Murray Brewster, writing for CBC News, in an article datelined 15 Apr 19, says that “The politically charged competition to replace Canada’s aging fleet of fighter jets will rocket forward at the end of May as the federal government releases a long-anticipated, full-fledged tender call … [and, he reminds us] … There are four companies in the running: Saab of Sweden, Airbus Defence and Space out of Britain, and the American firms Boeing and Lockheed Martin … [and] … Once the request for proposals is released, the manufacturers will have until the end of the year to submit bids, defence and industry sources told CBC News.“
Most of Mr Brewster’s report is about the Swedish (Saab AB) JAS-39E Gripen fighter which is being offered …

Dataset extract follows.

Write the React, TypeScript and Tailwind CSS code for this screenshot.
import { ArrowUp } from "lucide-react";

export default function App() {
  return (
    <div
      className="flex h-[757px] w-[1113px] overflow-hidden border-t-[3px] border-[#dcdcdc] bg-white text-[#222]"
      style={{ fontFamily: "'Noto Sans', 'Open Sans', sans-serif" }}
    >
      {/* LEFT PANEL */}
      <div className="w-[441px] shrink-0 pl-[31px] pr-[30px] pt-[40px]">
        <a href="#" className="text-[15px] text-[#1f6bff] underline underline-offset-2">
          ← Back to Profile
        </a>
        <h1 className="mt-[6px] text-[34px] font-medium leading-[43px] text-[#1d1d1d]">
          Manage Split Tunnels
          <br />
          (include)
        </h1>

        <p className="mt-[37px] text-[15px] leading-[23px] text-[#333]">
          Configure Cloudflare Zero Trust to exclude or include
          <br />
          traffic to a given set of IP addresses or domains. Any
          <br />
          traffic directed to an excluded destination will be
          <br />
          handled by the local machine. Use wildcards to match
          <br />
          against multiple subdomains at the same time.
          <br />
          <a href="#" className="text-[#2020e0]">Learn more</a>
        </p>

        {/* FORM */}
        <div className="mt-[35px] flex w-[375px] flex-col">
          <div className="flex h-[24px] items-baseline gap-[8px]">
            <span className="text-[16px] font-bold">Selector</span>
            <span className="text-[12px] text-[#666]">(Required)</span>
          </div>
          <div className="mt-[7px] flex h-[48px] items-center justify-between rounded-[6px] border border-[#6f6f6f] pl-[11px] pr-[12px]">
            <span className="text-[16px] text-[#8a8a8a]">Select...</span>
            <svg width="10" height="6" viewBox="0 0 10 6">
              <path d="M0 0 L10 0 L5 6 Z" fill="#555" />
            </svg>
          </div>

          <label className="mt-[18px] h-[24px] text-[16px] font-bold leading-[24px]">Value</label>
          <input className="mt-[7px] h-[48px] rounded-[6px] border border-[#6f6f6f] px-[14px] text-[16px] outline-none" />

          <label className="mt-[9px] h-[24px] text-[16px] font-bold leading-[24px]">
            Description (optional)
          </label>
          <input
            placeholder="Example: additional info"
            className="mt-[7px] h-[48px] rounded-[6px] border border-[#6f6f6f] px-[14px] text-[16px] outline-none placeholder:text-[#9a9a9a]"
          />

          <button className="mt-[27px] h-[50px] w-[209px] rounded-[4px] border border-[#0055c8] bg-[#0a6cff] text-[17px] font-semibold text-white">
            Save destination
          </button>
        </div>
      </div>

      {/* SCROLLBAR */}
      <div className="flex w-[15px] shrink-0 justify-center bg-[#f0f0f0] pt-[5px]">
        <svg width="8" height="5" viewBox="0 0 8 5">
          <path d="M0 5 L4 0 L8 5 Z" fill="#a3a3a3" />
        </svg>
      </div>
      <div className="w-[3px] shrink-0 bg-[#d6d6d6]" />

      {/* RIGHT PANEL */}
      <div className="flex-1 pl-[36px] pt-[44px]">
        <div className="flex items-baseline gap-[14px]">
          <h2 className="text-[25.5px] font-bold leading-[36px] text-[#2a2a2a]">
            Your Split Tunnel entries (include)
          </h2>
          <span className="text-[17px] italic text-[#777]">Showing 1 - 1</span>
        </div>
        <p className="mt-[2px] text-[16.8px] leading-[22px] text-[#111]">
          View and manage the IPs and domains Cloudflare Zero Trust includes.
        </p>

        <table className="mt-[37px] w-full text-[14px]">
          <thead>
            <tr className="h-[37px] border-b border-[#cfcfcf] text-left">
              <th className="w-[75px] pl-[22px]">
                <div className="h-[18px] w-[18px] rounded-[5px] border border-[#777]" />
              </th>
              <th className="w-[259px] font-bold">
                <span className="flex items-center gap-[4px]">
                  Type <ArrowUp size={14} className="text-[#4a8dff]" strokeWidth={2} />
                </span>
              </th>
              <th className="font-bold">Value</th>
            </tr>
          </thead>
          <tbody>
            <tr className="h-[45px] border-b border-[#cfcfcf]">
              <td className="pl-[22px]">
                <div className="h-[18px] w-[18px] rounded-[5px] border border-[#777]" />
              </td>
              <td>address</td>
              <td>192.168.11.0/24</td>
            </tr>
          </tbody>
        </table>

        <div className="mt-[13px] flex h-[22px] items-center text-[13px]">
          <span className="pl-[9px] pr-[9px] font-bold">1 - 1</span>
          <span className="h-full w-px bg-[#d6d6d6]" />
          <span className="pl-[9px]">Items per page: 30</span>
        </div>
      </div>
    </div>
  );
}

… but as he notes, “The competition among manufacturers for Canada’s fighter jet business is expected to be intense … [and, in addition to Saab] … Lockheed Martin will again pitch its F-35 stealth fighter. Boeing is in line to offer the Super Hornet — a larger, more advanced version of the F-18. Airbus Military plans to offer its Eurofighter Typhoon.” I hope he will report on those bids, too, as they are made public.

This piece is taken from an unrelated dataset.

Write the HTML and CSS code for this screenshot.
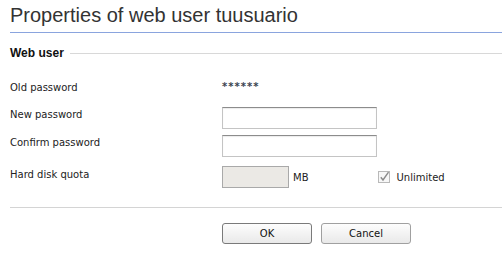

As I have explained before, I am none of a fighter pilot, an aeronautical engineer or a defence procurement insider, so I, just like Harjit Sajjan and Justin Trudeau, have no idea which aircraft is best for Canada. I trust that the competition will be fair and open and I hope that, despite an academic study about which Murray Brewster reported back in January which says that Canada can afford new warships or new fighter plane, but not both at the same time, that we will find a way to afford more than a dozen new, first-rate warships and 88 new fighter jets, too.